“It looked like Armageddon, it really did. There were billows of smoke coming from Lawrence behind me, I could see plumes of smoke in front of me within the Town…it just looked like an absolute war zone.”
Andover Fire Rescue Chief Michael Mansfield
Minutes after a Columbia Gas of Massachusetts crew made a fatal error while replacing gas lines on Sept. 13, 2018, natural gas started building up in homes and businesses in Andover, Lawrence and North Andover. Beginning at 4:15 p.m., residents of the municipalities began reporting fires and explosions.
“These are all coming in as reported basement fires,” a dispatcher said in a recording of police and fire scanner transmissions on that day. “I have something going on here with over-pressurization.”
At one point, 18 fires were burning simultaneously, and Andover Fire Rescue struck a maximum, 10-alarm response. Fire crews from as far away as Boston and Manchester, NH helped respond to more than 80 fires throughout the evening, with the last being knocked down around 6:45 p.m. Portions of Interstates 93 and 495 were closed, and Route 125 was shifted to one-way traffic for fleeing residents.

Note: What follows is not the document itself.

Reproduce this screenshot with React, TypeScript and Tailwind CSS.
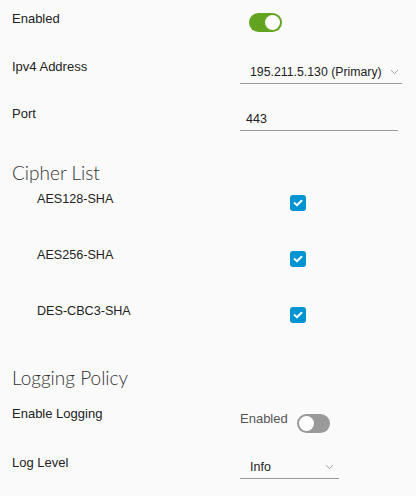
import React from "react";

function Toggle({ on }: { on: boolean }) {
  return (
    <div
      className={`relative h-[19px] w-[33px] rounded-full ${on ? "bg-[#62a420]" : "bg-[#9a9a9a]"}`}
    >
      <div
        className={`absolute top-[2px] h-[15px] w-[15px] rounded-full bg-white ${on ? "right-[2px]" : "left-[2px]"}`}
      />
    </div>
  );
}

function Chevron() {
  return (
    <svg width="9" height="6" viewBox="0 0 9 6" fill="none">
      <path d="M1 1.2 L4.5 4.6 L8 1.2" stroke="#9aa3ab" strokeWidth="1" />
    </svg>
  );
}

function Checkbox() {
  return (
    <div className="flex h-[16px] w-[16px] items-center justify-center rounded-[3px] bg-[#0094d2]">
      <svg width="10" height="8" viewBox="0 0 10 8" fill="none">
        <path d="M1.5 4 L4 6.3 L8.5 1.7" stroke="white" strokeWidth="2" strokeLinecap="round" strokeLinejoin="round" />
      </svg>
    </div>
  );
}

const ciphers = ["AES128-SHA", "AES256-SHA", "DES-CBC3-SHA"];

export default function App() {
  return (
    <div
      className="min-h-screen w-[416px] bg-[#fafafa] px-3 text-[13px] text-[#222]"
      style={{ fontFamily: '"Liberation Sans", Arial, sans-serif' }}
    >
      {/* General */}
      <div className="flex h-[48px]">
        <div className="w-[228px] pt-[10px] leading-[18px]">Enabled</div>
        <div className="pt-[13px] pl-[9px]">
          <Toggle on />
        </div>
      </div>
      <div className="flex h-[48px]">
        <div className="w-[228px] pt-[10px] leading-[18px]">Ipv4 Address</div>
        <div className="pt-[13px]">
          <div className="flex h-[23px] w-[162px] items-center justify-between border-b border-[#9a9a9a] pl-[10px] pr-[3px] text-[12.3px] leading-[22px]">
            <span>195.211.5.130 (Primary)</span>
            <Chevron />
          </div>
        </div>
      </div>
      <div className="flex h-[48px]">
        <div className="w-[228px] pt-[9px] leading-[18px]">Port</div>
        <div className="pt-[12px]">
          <div className="h-[23px] w-[158px] border-b border-[#9a9a9a] pl-[6px] text-[12.5px] leading-[22px]">443</div>
        </div>
      </div>

      {/* Cipher List */}
      <h4
        className="mt-[17px] text-[19px] font-light leading-[24px] text-[#333]"
        style={{ fontFamily: "Lato, sans-serif" }}
      >
        Cipher List
      </h4>
      <div className="mt-[5px]">
        {ciphers.map((c) => (
          <div key={c} className="flex h-[56px]">
            <div className="w-[278px] pl-[25px] text-[12.6px] leading-[18px]">{c}</div>
            <div className="pt-[5px]">
              <Checkbox />
            </div>
          </div>
        ))}
      </div>

      {/* Logging Policy */}
      <h4
        className="mt-[8px] text-[19px] font-light leading-[24px] text-[#333]"
        style={{ fontFamily: "Lato, sans-serif" }}
      >
        Logging Policy
      </h4>
      <div className="flex h-[49px] pt-[15px]">
        <div className="w-[228px] leading-[18px]">Enable Logging</div>
        <div className="flex items-start">
          <span className="mt-[5px] leading-[18px] text-[#555]">Enabled</span>
          <div className="ml-[9px] mt-[9px]">
            <Toggle on={false} />
          </div>
        </div>
      </div>
      <div className="flex h-[48px] pt-[15px]">
        <div className="w-[228px] leading-[18px]">Log Level</div>
        <div className="pt-[2px]">
          <div className="flex h-[23px] w-[99px] items-center justify-between border-b border-[#9a9a9a] pl-[10px] pr-[5px] text-[12.5px] leading-[22px]">
            <span>Info</span>
            <Chevron />
          </div>
        </div>
      </div>
    </div>
  );
}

“This is crazy,” the dispatcher said.
By that time, an 18-year-old Lawrence man was dead and 30,000 people had been evacuated. It would be three days before electricity came back on in much of the area, weeks before gas service was fully restored, and months before hundreds of people could return to their homes. Estimates put the total damage at more than $1 billion and, five years later, the impact is still resonating.
A week after the explosions, Dr. Grace Chen, a therapist in Andover, wrote about leaving her office and realizing the severity of the situation when she saw ten police cars and helicopters overhead. Her 10-minute drive home took two hours.
Interstate 93 “was like a big parking lot while everyone tried to get out of the town. I sat in the car and just felt a sense of disbelief,” Chen wrote. “All I can think was how fortunate I was to have a destination to drive to and to have someone to give me a shelter.”
In the year after the gas explosion, Columbia Gas parent company NiSource settled multiple class action lawsuits for $143 million, including $80 million for the affected communities. In February 2020, Columbia Gas pleaded guilty to criminal charges for violating federal pipeline safety laws and agreed to sell its Massachusetts gas operations to Eversource Energy. The company was fined $53 million when it was sentenced in June 2020.
Top photo: The house on Chickering Road in Lawrence where 18-year-old Leonel Rondon was killed on Sept. 13, 2018. Rondon was sitting in the car parked in the driveway when the house exploded during the Merrimack Valley Gas Explosions, toppling the chimney onto the car. (Dave Copeland/Andover News).